### Short exercise
Sift the material for lines containing "styles", and return them.

### Supplied data
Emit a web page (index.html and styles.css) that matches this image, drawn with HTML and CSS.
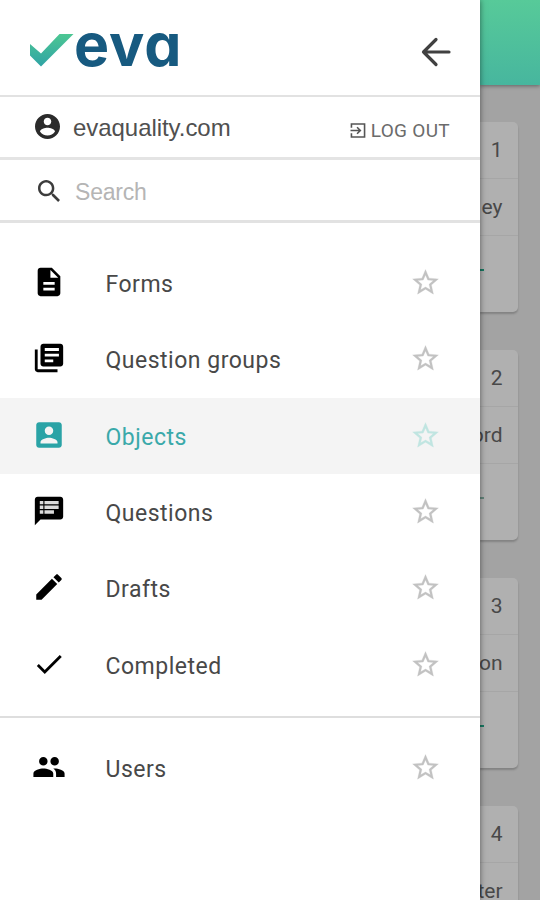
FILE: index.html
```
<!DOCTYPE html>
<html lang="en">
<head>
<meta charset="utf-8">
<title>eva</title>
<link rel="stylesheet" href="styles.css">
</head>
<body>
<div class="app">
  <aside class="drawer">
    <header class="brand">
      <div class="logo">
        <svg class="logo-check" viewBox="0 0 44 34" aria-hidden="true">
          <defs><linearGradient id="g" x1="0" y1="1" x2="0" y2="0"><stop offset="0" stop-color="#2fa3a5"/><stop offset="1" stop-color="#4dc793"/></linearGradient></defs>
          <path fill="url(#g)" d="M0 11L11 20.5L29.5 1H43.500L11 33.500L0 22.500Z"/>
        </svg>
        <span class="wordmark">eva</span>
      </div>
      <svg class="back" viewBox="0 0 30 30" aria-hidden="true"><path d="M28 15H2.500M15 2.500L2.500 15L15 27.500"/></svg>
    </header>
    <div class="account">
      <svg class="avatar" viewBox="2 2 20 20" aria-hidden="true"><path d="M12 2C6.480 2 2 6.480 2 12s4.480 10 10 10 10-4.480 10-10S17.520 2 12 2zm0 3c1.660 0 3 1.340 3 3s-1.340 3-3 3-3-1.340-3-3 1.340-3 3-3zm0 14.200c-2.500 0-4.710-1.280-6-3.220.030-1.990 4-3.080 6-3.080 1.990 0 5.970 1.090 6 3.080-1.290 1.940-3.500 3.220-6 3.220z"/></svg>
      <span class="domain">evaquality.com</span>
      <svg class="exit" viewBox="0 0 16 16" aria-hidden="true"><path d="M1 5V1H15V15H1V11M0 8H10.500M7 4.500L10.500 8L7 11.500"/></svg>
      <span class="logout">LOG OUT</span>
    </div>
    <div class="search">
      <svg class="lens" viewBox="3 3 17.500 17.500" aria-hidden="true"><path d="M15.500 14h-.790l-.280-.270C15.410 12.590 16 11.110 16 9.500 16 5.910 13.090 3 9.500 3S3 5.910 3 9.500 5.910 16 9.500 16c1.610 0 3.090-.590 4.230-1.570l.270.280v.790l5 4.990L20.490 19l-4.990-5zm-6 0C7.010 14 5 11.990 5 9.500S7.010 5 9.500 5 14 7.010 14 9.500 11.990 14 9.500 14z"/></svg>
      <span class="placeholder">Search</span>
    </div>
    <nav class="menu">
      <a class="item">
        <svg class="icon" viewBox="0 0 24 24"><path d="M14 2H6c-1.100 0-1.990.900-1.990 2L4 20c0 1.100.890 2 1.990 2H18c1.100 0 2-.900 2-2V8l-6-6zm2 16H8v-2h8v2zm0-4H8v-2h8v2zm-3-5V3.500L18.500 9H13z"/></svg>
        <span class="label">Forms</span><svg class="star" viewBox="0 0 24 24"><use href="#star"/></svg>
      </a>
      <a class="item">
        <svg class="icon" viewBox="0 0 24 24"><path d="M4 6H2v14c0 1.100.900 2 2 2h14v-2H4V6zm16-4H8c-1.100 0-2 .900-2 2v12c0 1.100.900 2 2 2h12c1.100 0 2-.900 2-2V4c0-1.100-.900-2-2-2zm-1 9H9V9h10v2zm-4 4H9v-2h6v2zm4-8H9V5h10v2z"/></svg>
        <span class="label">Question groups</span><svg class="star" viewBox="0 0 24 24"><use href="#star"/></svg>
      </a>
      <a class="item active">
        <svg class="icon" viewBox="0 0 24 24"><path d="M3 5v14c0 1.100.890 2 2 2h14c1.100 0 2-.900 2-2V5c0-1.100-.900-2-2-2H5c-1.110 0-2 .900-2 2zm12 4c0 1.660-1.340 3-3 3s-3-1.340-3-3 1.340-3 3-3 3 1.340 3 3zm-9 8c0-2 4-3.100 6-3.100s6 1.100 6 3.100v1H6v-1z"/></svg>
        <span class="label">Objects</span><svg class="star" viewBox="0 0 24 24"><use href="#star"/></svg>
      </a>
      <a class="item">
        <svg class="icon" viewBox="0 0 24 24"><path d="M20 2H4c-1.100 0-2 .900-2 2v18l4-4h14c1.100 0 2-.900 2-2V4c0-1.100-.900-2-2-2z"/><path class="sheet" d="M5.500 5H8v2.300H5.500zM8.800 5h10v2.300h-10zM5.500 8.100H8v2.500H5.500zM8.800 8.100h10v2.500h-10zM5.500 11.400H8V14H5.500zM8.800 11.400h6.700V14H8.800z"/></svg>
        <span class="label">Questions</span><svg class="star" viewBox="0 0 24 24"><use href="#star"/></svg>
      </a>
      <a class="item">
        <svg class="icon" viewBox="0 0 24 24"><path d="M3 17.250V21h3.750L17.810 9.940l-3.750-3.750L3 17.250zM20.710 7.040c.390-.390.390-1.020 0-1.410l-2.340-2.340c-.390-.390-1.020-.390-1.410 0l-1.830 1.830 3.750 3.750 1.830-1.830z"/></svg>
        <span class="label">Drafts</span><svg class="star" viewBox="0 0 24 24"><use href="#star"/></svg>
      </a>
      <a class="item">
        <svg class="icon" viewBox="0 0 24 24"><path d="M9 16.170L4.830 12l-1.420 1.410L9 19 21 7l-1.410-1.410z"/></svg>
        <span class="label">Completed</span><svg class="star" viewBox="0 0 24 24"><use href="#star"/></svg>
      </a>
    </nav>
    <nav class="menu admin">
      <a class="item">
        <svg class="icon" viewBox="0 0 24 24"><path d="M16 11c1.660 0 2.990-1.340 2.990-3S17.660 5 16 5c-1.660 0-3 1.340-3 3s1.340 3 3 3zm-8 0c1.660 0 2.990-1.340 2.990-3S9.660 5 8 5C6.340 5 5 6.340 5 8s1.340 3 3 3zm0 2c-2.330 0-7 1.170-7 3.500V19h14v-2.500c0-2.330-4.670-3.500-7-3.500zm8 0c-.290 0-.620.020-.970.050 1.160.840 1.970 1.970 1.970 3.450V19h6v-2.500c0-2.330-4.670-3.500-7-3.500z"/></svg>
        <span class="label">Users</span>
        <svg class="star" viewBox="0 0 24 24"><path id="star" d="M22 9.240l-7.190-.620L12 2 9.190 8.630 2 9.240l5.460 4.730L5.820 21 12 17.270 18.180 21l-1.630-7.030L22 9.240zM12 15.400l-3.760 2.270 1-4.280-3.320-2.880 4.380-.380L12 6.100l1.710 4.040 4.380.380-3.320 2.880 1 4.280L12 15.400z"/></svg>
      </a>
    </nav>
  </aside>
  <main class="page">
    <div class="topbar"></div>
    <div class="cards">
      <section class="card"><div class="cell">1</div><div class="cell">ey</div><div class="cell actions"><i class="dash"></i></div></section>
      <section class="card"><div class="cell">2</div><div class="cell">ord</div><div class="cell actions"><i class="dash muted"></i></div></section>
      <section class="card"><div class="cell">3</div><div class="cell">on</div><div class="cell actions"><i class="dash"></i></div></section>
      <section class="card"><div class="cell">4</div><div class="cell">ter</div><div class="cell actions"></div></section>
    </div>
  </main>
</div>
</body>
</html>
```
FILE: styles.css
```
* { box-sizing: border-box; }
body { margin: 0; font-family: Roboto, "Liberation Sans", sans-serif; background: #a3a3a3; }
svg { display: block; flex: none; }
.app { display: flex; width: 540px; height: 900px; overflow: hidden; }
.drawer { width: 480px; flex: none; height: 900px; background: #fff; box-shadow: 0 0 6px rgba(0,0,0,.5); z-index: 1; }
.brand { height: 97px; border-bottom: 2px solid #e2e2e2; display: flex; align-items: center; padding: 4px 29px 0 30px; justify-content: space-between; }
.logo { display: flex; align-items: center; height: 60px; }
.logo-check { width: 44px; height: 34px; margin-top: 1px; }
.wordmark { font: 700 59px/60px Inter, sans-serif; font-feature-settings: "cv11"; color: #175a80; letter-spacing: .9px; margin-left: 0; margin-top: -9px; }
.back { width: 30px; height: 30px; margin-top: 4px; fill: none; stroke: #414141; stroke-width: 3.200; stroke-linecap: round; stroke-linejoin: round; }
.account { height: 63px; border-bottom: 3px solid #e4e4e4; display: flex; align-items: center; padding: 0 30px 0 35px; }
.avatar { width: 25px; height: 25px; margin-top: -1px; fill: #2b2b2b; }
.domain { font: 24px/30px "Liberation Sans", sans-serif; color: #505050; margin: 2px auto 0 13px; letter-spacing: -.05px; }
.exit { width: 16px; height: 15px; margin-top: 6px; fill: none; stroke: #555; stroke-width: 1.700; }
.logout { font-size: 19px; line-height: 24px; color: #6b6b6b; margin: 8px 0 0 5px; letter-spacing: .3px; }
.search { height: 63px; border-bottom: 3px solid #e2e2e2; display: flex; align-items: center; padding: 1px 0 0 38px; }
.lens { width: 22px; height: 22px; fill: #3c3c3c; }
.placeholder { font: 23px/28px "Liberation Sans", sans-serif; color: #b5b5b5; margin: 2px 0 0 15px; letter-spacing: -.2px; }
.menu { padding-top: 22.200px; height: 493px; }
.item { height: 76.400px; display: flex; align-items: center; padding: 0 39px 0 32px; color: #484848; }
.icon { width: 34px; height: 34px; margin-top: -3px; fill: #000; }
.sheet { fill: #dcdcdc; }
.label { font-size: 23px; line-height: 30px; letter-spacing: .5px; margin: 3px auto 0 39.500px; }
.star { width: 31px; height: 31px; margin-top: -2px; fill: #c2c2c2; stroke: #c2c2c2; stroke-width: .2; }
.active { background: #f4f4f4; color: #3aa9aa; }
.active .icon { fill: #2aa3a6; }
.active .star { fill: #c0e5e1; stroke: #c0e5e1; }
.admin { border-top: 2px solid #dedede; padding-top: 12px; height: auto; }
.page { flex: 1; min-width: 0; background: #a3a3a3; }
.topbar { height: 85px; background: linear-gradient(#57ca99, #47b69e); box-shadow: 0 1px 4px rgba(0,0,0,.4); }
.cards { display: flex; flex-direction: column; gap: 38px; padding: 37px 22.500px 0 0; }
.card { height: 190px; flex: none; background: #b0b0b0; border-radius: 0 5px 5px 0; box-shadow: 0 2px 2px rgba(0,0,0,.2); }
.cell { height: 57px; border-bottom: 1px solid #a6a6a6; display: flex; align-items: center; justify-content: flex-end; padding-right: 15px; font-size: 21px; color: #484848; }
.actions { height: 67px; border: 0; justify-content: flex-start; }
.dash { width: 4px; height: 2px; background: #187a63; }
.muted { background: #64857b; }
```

### Solution
Emit a web page (index.html and styles.css) that matches this image, drawn with HTML and CSS.
<link rel="stylesheet" href="styles.css">
FILE: styles.css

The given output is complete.